Data extract:
◆ ◆ ◆ ◆
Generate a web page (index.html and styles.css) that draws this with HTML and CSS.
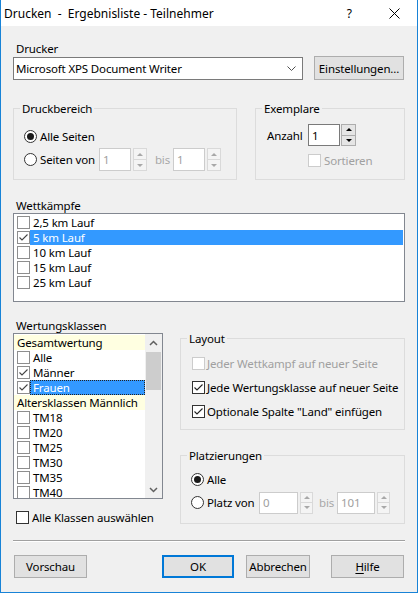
FILE: index.html
```html
<!DOCTYPE html>
<html lang="de">
<head>
<meta charset="utf-8">
<title>Drucken - Ergebnisliste - Teilnehmer</title>
<link rel="stylesheet" href="styles.css">
</head>
<body>
<div class="window">
  <header class="titlebar">
    <span class="title">Drucken  -  Ergebnisliste - Teilnehmer</span>
    <span class="help">?</span>
    <svg class="close" width="11" height="11" viewBox="0 0 11 11"><path d="M0.5 0.5L10.5 10.5M10.5 0.5L0.5 10.5" stroke="#000" stroke-width="1" fill="none"/></svg>
  </header>

  <main class="content">
    <div class="label label-printer">Drucker</div>
    <div class="printer-row">
      <div class="combo">
        <span class="combo-text">Microsoft XPS Document Writer</span>
        <svg class="combo-arrow" width="9" height="5" viewBox="0 0 9 5"><path d="M0.5 0.5L4.5 4.5L8.5 0.5" fill="none" stroke="#505050" stroke-width="1"/></svg>
      </div>
      <div class="btn btn-settings">Einstellungen...</div>
    </div>

    <div class="groups-row">
      <fieldset class="group group-range">
        <legend>Druckbereich</legend>
        <div class="opt-row first">
          <span class="radio checked"></span><span class="opt-text">Alle Seiten</span>
        </div>
        <div class="opt-row">
          <span class="radio"></span><span class="opt-text">Seiten von</span>
          <div class="spin disabled spin-pages">
            <span class="spin-input">1</span>
            <span class="spin-btns"><span class="spin-btn"><i class="tri-up"></i></span><span class="spin-btn"><i class="tri-down"></i></span></span>
          </div>
          <span class="bis">bis</span>
          <div class="spin disabled spin-pages spin-to">
            <span class="spin-input">1</span>
            <span class="spin-btns"><span class="spin-btn"><i class="tri-up"></i></span><span class="spin-btn"><i class="tri-down"></i></span></span>
          </div>
        </div>
      </fieldset>

      <fieldset class="group group-copies">
        <legend>Exemplare</legend>
        <div class="copies-row">
          <span class="copies-label">Anzahl</span>
          <div class="spin spin-copies">
            <span class="spin-input">1</span>
            <span class="spin-btns"><span class="spin-btn"><i class="tri-up"></i></span><span class="spin-btn"><i class="tri-down"></i></span></span>
          </div>
        </div>
        <div class="sort-row">
          <span class="cb disabled"></span><span class="opt-text disabled-text">Sortieren</span>
        </div>
      </fieldset>
    </div>

    <div class="label label-events">Wettkämpfe</div>
    <div class="listbox list-events">
      <div class="item"><span class="cb list-cb"></span><span class="item-text">2,5 km Lauf</span></div>
      <div class="item"><span class="cb list-cb checked"><svg width="11" height="11" viewBox="0 0 11 11"><path d="M1.5 5.5L4 8L9.5 2.5" fill="none" stroke="#444" stroke-width="1.1"/></svg></span><span class="item-text selected">5 km Lauf</span></div>
      <div class="item"><span class="cb list-cb"></span><span class="item-text">10 km Lauf</span></div>
      <div class="item"><span class="cb list-cb"></span><span class="item-text">15 km Lauf</span></div>
      <div class="item"><span class="cb list-cb"></span><span class="item-text">25 km Lauf</span></div>
    </div>

    <div class="lower">
      <div class="col-left">
        <div class="label label-classes">Wertungsklassen</div>
        <div class="listbox list-classes">
          <div class="list-items">
            <div class="item header">Gesamtwertung</div>
            <div class="item"><span class="cb list-cb"></span><span class="item-text">Alle</span></div>
            <div class="item"><span class="cb list-cb checked"><svg width="11" height="11" viewBox="0 0 11 11"><path d="M1.5 5.5L4 8L9.5 2.5" fill="none" stroke="#444" stroke-width="1.1"/></svg></span><span class="item-text">Männer</span></div>
            <div class="item"><span class="cb list-cb checked"><svg width="11" height="11" viewBox="0 0 11 11"><path d="M1.5 5.5L4 8L9.5 2.5" fill="none" stroke="#444" stroke-width="1.1"/></svg></span><span class="item-text selected focus">Frauen</span></div>
            <div class="item header">Altersklassen Männlich</div>
            <div class="item"><span class="cb list-cb"></span><span class="item-text">TM18</span></div>
            <div class="item"><span class="cb list-cb"></span><span class="item-text">TM20</span></div>
            <div class="item"><span class="cb list-cb"></span><span class="item-text">TM25</span></div>
            <div class="item"><span class="cb list-cb"></span><span class="item-text">TM30</span></div>
            <div class="item"><span class="cb list-cb"></span><span class="item-text">TM35</span></div>
            <div class="item"><span class="cb list-cb"></span><span class="item-text">TM40</span></div>
          </div>
          <div class="scrollbar">
            <span class="sb-arrow"><svg width="9" height="6" viewBox="0 0 9 6"><path d="M1 5L4.5 1.5L8 5" fill="none" stroke="#606060" stroke-width="1.5"/></svg></span>
            <span class="sb-track"><span class="sb-thumb"></span></span>
            <span class="sb-arrow"><svg width="9" height="6" viewBox="0 0 9 6"><path d="M1 1L4.5 4.5L8 1" fill="none" stroke="#606060" stroke-width="1.5"/></svg></span>
          </div>
        </div>
        <div class="all-row">
          <span class="cb"></span><span class="opt-text">Alle Klassen auswählen</span>
        </div>
      </div>

      <div class="col-right">
        <fieldset class="group group-layout">
          <legend>Layout</legend>
          <div class="cb-row">
            <span class="cb disabled"></span><span class="opt-text disabled-text">Jeder Wettkampf auf neuer Seite</span>
          </div>
          <div class="cb-row">
            <span class="cb checked"><svg width="11" height="11" viewBox="0 0 11 11"><path d="M1.5 5.5L4 8L9.5 2.5" fill="none" stroke="#222" stroke-width="1.1"/></svg></span><span class="opt-text">Jede Wertungsklasse auf neuer Seite</span>
          </div>
          <div class="cb-row">
            <span class="cb checked"><svg width="11" height="11" viewBox="0 0 11 11"><path d="M1.5 5.5L4 8L9.5 2.5" fill="none" stroke="#222" stroke-width="1.1"/></svg></span><span class="opt-text">Optionale Spalte "Land" einfügen</span>
          </div>
        </fieldset>

        <fieldset class="group group-places">
          <legend>Platzierungen</legend>
          <div class="opt-row place-row">
            <span class="radio checked"></span><span class="opt-text">Alle</span>
          </div>
          <div class="opt-row place-row">
            <span class="radio"></span><span class="opt-text place-text">Platz von</span>
            <div class="spin disabled spin-place">
              <span class="spin-input">0</span>
              <span class="spin-btns"><span class="spin-btn"><i class="tri-up"></i></span><span class="spin-btn"><i class="tri-down"></i></span></span>
            </div>
            <span class="bis bis-place">bis</span>
            <div class="spin disabled spin-place spin-to">
              <span class="spin-input">101</span>
              <span class="spin-btns"><span class="spin-btn"><i class="tri-up"></i></span><span class="spin-btn"><i class="tri-down"></i></span></span>
            </div>
          </div>
        </fieldset>
      </div>
    </div>

    <div class="separator"></div>

    <div class="buttons">
      <div class="btn btn-preview">Vorschau</div>
      <div class="btn btn-ok">OK</div>
      <div class="btn btn-cancel">Abbrechen</div>
      <div class="btn btn-help"><u>H</u>ilfe</div>
    </div>
  </main>
</div>
</body>
</html>
```

FILE: styles.css
```css
* { box-sizing: border-box; }

html, body {
  margin: 0;
  padding: 0;
}

body {
  width: 418px;
  height: 593px;
  overflow: hidden;
  font-family: "Noto Sans", "Open Sans", sans-serif;
  font-size: 11.5px;
  letter-spacing: -0.15px;
  color: #000;
  background: #ffffff;
}

.window {
  width: 418px;
  height: 593px;
  border: 1px solid #1883d7;
  border-top: 0;
  display: flex;
  flex-direction: column;
  background: #f0f0f0;
}

/* title bar */
.titlebar {
  flex: none;
  height: 26px;
  background: #fff;
  display: flex;
  align-items: center;
  padding-left: 3px;
  font-size: 12px;
  letter-spacing: 0;
}
.title { flex: 1; white-space: pre; }
.help { margin-right: 37px; }
.close { margin-right: 17px; }

/* content */
.content {
  flex: 1;
  padding: 16px 12px 0 12px;
  display: flex;
  flex-direction: column;
}

.label { line-height: 15px; padding-left: 3px; }
.label-printer { line-height: 14px; }
.label-events { margin-top: 18px; }

.printer-row {
  display: flex;
  height: 24px;
  gap: 11px;
}
.combo {
  flex: 1;
  height: 23px;
  margin-top: 1px;
  background: #fff;
  border: 1px solid #7a7a7a;
  display: flex;
  align-items: center;
  padding-left: 2px;
}
.combo-text { flex: 1; }
.combo-arrow { margin-right: 6px; }

.btn {
  height: 23px;
  background: #e1e1e1;
  border: 1px solid #adadad;
  display: flex;
  align-items: center;
  justify-content: center;
}
.btn-settings { width: 90px; height: 24px; margin-right: 1px; }

/* group boxes */
.group {
  margin: 0;
  padding: 0;
  min-width: 0;
  border: 1px solid #dcdcdc;
}
.group legend {
  padding: 0 2px;
  margin-left: 6px;
  line-height: 15px;
}

.groups-row {
  display: flex;
  gap: 18px;
  margin-top: 21px;
}
.group-range {
  width: 224px;
  height: 79px;
  padding-top: 9px;
}
.group-range .opt-row { padding-left: 10px; }
.group-copies {
  flex: 1;
  height: 79px;
  padding-top: 8px;
}

.opt-row {
  display: flex;
  align-items: center;
  height: 23px;
}
.opt-text { white-space: nowrap; }
.disabled-text { color: #a0a0a0; }

.radio {
  width: 13px;
  height: 13px;
  border: 1px solid #333;
  border-radius: 50%;
  background: #fff;
  margin-right: 3px;
  display: flex;
  align-items: center;
  justify-content: center;
  flex: none;
}
.radio.checked::after {
  content: "";
  width: 7px;
  height: 7px;
  border-radius: 50%;
  background: #1a1a1a;
}

.cb {
  width: 13px;
  height: 13px;
  border: 1px solid #333;
  background: #fff;
  flex: none;
  display: flex;
  align-items: center;
  justify-content: center;
}
.cb svg { display: block; }
.cb.disabled { border-color: #cccccc; }
.list-cb { border-color: #8e8e8e; }

/* spin boxes */
.spin {
  display: flex;
  height: 23px;
  margin-left: 4px;
  flex: none;
}
.spin-input {
  width: 32px;
  border: 1px solid #7a7a7a;
  background: #fff;
  padding-left: 3px;
  display: flex;
  align-items: center;
}
.spin-btns {
  width: 14px;
  margin-left: 2px;
  display: flex;
  flex-direction: column;
  border: 1px solid #adadad;
  background: #e5e5e5;
}
.spin-btn {
  flex: 1;
  display: flex;
  align-items: center;
  justify-content: center;
}
.spin-btn + .spin-btn { border-top: 1px solid #adadad; }
.tri-up, .tri-down {
  width: 0;
  height: 0;
  border-left: 3px solid transparent;
  border-right: 3px solid transparent;
}
.tri-up { border-bottom: 3px solid #000; }
.tri-down { border-top: 3px solid #000; }

.spin.disabled .spin-input { border-color: #cccccc; color: #a0a0a0; }
.spin.disabled .spin-btns { border-color: #d9d9d9; background: #f4f4f4; }
.spin.disabled .spin-btn + .spin-btn { border-top-color: #d9d9d9; }
.spin.disabled .tri-up { border-bottom-color: #a8a8a8; }
.spin.disabled .tri-down { border-top-color: #a8a8a8; }

.bis { color: #a8a8a8; margin-left: 8px; }
.spin-to { margin-left: 3px; }

.copies-row {
  display: flex;
  align-items: center;
  height: 22px;
  padding-left: 11px;
}
.copies-label { width: 41px; }
.spin-copies { height: 22px; margin-left: 0; }
.spin-copies .spin-btns { margin-left: 1px; width: 15px; }

.sort-row {
  display: flex;
  align-items: center;
  height: 23px;
  margin-top: 3px;
  padding-left: 52px;
}
.sort-row .cb { margin-right: 3px; }

/* list boxes */
.listbox {
  background: #fff;
  border: 1px solid #828790;
}
.list-events {
  height: 89px;
  padding-top: 1px;
}
.item {
  height: 15px;
  display: flex;
  align-items: center;
  padding-left: 3px;
  white-space: nowrap;
}
.item-text {
  flex: 1;
  height: 15px;
  line-height: 15px;
  padding-left: 3px;
}
.list-events .item-text { margin-right: 1px; }
.item-text.selected {
  background: #3399ff;
  color: #fff;
}
.item-text.focus {
  border: 1px dotted #222;
  line-height: 13px;
  padding-left: 2px;
}
.item.header {
  background: #ffffe1;
  padding-left: 3px;
  line-height: 15px;
}

.lower {
  margin-top: 16px;
  display: grid;
  grid-template-columns: 150px 1fr;
  column-gap: 17px;
}

.list-classes {
  height: 166px;
  display: flex;
  overflow: hidden;
}
.list-items {
  flex: 1;
  padding-top: 1px;
  overflow: hidden;
}
.scrollbar {
  width: 17px;
  flex: none;
  background: #f0f0f0;
  display: flex;
  flex-direction: column;
}
.sb-arrow {
  height: 17px;
  display: flex;
  align-items: center;
  justify-content: center;
}
.sb-track {
  flex: 1;
  padding: 1px 1px 0 1px;
}
.sb-thumb {
  display: block;
  height: 38px;
  background: #cdcdcd;
}

.all-row {
  display: flex;
  align-items: center;
  height: 16px;
  margin-top: 10px;
  padding-left: 3px;
}
.all-row .cb { margin-right: 3px; }

.group-layout {
  margin-top: 13px;
  height: 99px;
  padding-top: 5px;
}
.cb-row {
  display: flex;
  align-items: center;
  height: 24px;
  padding-left: 11px;
}
.cb-row .cb { margin-right: 2px; }

.group-places {
  margin-top: 18px;
  height: 76px;
  padding-top: 5px;
}
.place-row { padding-left: 10px; }
.place-text { width: 48px; }
.spin-place { height: 22px; margin-left: 4px; }
.spin-place .spin-input { width: 39px; }
.spin-place .spin-btns { width: 13px; }
.spin-place.spin-to { margin-left: 3px; }
.spin-place.spin-to .spin-input { width: 38px; }
.bis-place { margin-left: 6px; }

/* separator & buttons */
.separator {
  margin-top: 15px;
  height: 2px;
  border-top: 1px solid #a0a0a0;
  border-bottom: 1px solid #ffffff;
}

.buttons {
  display: flex;
  margin-top: 13px;
}
.btn-preview { width: 73px; margin-left: 1px; }
.btn-ok { width: 72px; margin-left: 75px; border: 2px solid #0078d7; }
.btn-cancel { width: 64px; margin-left: 12px; }
.btn-help { width: 73px; margin-left: 21px; }
.btn-help u { text-decoration-thickness: 1px; text-underline-offset: 2px; }
```
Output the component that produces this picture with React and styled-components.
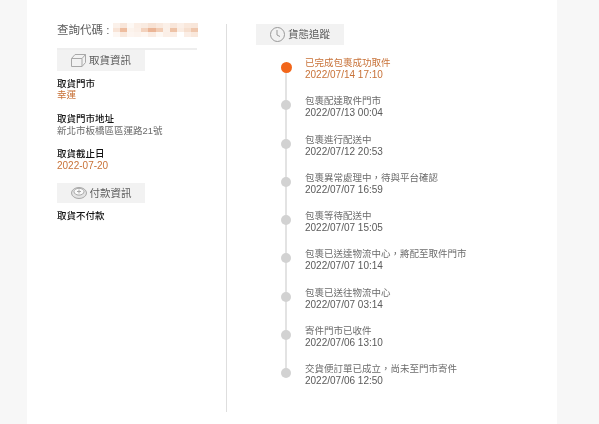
import React from "react";
import styled, { createGlobalStyle } from "styled-components";

const Global = createGlobalStyle`
  html, body { margin: 0; padding: 0; background: #f7f7f7; }
  body { font-family: "Liberation Sans", "Noto Sans CJK TC", sans-serif; }
`;
const Page = styled.div`
  width: 599px; height: 424px; overflow: hidden; background: #f7f7f7;
  padding-left: 27px; box-sizing: border-box;
`;
const Panel = styled.div`
  width: 530px; height: 424px; background: #fff; box-sizing: border-box;
  padding: 24px 0 0 30px; display: flex; align-items: flex-start; filter: blur(.3px);
`;
const LeftCol = styled.div`
  width: 140px; margin: -1px 29px 0 0; flex: none;
`;
const CodeRow = styled.div`
  display: flex; align-items: center; justify-content: space-between; height: 14px; box-sizing: content-box;
  font-size: 11.5px; color: #5c5c5c; line-height: 14px; white-space: nowrap;
  padding-bottom: 11px; border-bottom: 2px solid #eeeeee;
`;
const Mosaic = styled.div`
  width: 85px; height: 14px; flex: none; display: grid; margin-right: -1px;
  grid-template-columns: repeat(12, 1fr); grid-template-rows: repeat(3, 1fr); filter: blur(.5px);
`;
const Tile = styled.span`background: ${p => p.$c};`;
const SectionHead = styled.div`
  width: 88px; height: 20.5px; background: #f2f2f2; display: flex; align-items: center; justify-content: center;
  gap: 3px; font-size: 10.5px; line-height: 12px; color: #5e5e5e; margin-top: ${p => p.$t || 0}px;
`;
const Info = styled.div`margin-top: ${p => p.$t}px;`;
const Label = styled.div`font-size: 9.5px; line-height: 11.5px; font-weight: 500; color: #111;`;
const Value = styled.div`
  font-size: ${p => p.$num ? 10 : 9.5}px; line-height: 11.5px; color: ${p => p.$accent ? "#c87238" : "#6c6c6c"};
`;
const Divider = styled.div`width: 1px; height: 388px; background: #dedede; flex: none;`;
const RightCol = styled.div`margin-left: 29px; flex: 1;`;
const Timeline = styled.div`
  position: relative; margin-top: 12.5px; padding-left: 49px; display: flex; flex-direction: column;
`;
const Rail = styled.div`
  position: absolute; left: 29px; top: 11px; width: 2px; height: 305px; background: #e3e3e3;
`;
const Step = styled.div`
  position: relative; height: 38.25px; font-size: 9.5px; line-height: 12px; color: ${p => p.$active ? "#c87238" : "#6c6c6c"};
`;
const Dot = styled.div`
  position: absolute; border-radius: 50%;
  left: ${p => p.$active ? -24.5 : -24}px; top: ${p => p.$active ? 4.5 : 5}px;
  width: ${p => p.$active ? 11 : 10}px; height: ${p => p.$active ? 11 : 10}px;
  background: ${p => p.$active ? "#f2661a" : "#d2d2d2"};
`;
const Time = styled.div`
  font-size: 10px; line-height: 12px; color: ${p => p.$active ? "#c87238" : "#5a5a5a"};
`;

const BoxIcon = () => (
  <svg width="15" height="13" viewBox="0 0 15 13" fill="none" stroke="#a8a8a8" strokeWidth="1">
    <path d="M.5 4.5h10.5v8H.5zM.5 4.5L4 .5h10.5L11 4.5M14.5 .5v8L11 12.5" />
  </svg>
);
const CoinIcon = () => (
  <svg width="16" height="12" viewBox="0 0 16 12" fill="none" stroke="#a8a8a8" strokeWidth="1">
    <ellipse cx="8" cy="6" rx="7.5" ry="5.5" fill="#e4e4e4" />
    <ellipse cx="8" cy="4.7" rx="5" ry="3.4" fill="#fafafa" />
    <path d="M8 2.5v4M6 4.5h4" />
  </svg>
);
const ClockIcon = () => (
  <svg width="15" height="15" viewBox="0 0 15 15" fill="none" stroke="#999" strokeWidth="1">
    <circle cx="7.5" cy="7.5" r="7" />
    <path d="M7 3v5l3 1.5" />
  </svg>
);

const tones = [
  "#fbf1ea","#f8e6da","#fdf8f4","#fbeee5","#f9ebe1","#f7e2d4","#f9e9de","#fbf0e8","#f8e6da","#fbefe7","#f9e8dc","#f8e6da",
  "#f8e4d7","#eebd9f","#fcf3ec","#fbefe7","#f3d2bd","#ebb596","#f2cdb5","#fbf0e8","#eec3a7","#faece2","#f6dfcf","#efc7ad",
  "#fdf7f3","#f9e9de","#fdf5f0","#fcf3ed","#fdf6f1","#faece3","#fdf8f4","#fbefe7","#fbeee6","#ffffff","#fbeee6","#f9e8dc",
];
const steps = [
  ["已完成包裹成功取件", "2022/07/14 17:10", true],
  ["包裹配達取件門市", "2022/07/13 00:04"],
  ["包裹進行配送中", "2022/07/12 20:53"],
  ["包裹異常處理中，待與平台確認", "2022/07/07 16:59"],
  ["包裹等待配送中", "2022/07/07 15:05"],
  ["包裹已送達物流中心，將配至取件門市", "2022/07/07 10:14"],
  ["包裹已送往物流中心", "2022/07/07 03:14"],
  ["寄件門市已收件", "2022/07/06 13:10"],
  ["交貨便訂單已成立，尚未至門市寄件", "2022/07/06 12:50"],
];

export default function App() {
  return (
    <Page>
      <Global />
      <Panel>
        <LeftCol>
          <CodeRow>
            查詢代碼 :
            <Mosaic>{tones.map((c, i) => <Tile key={i} $c={c} />)}</Mosaic>
          </CodeRow>
          <SectionHead><BoxIcon />取貨資訊</SectionHead>
          <Info $t={7}><Label>取貨門市</Label><Value $accent>幸運</Value></Info>
          <Info $t={12.5}><Label>取貨門市地址</Label><Value>新北市板橋區區運路21號</Value></Info>
          <Info $t={12}><Label>取貨截止日</Label><Value $accent $num>2022-07-20</Value></Info>
          <SectionHead $t={11.5}><CoinIcon />付款資訊</SectionHead>
          <Info $t={6.75}><Label>取貨不付款</Label></Info>
        </LeftCol>
        <Divider />
        <RightCol>
          <SectionHead><ClockIcon />貨態追蹤</SectionHead>
          <Timeline>
            <Rail />
            {steps.map(([t, d, a]) => (
              <Step key={d} $active={a}>
                <Dot $active={a} />
                {t}
                <Time $active={a}>{d}</Time>
              </Step>
            ))}
          </Timeline>
        </RightCol>
      </Panel>
    </Page>
  );
}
◆ ◆ ◆ ◆
The task: Determine how many lines in the records contain "components", and reply with the number only.

Response: 2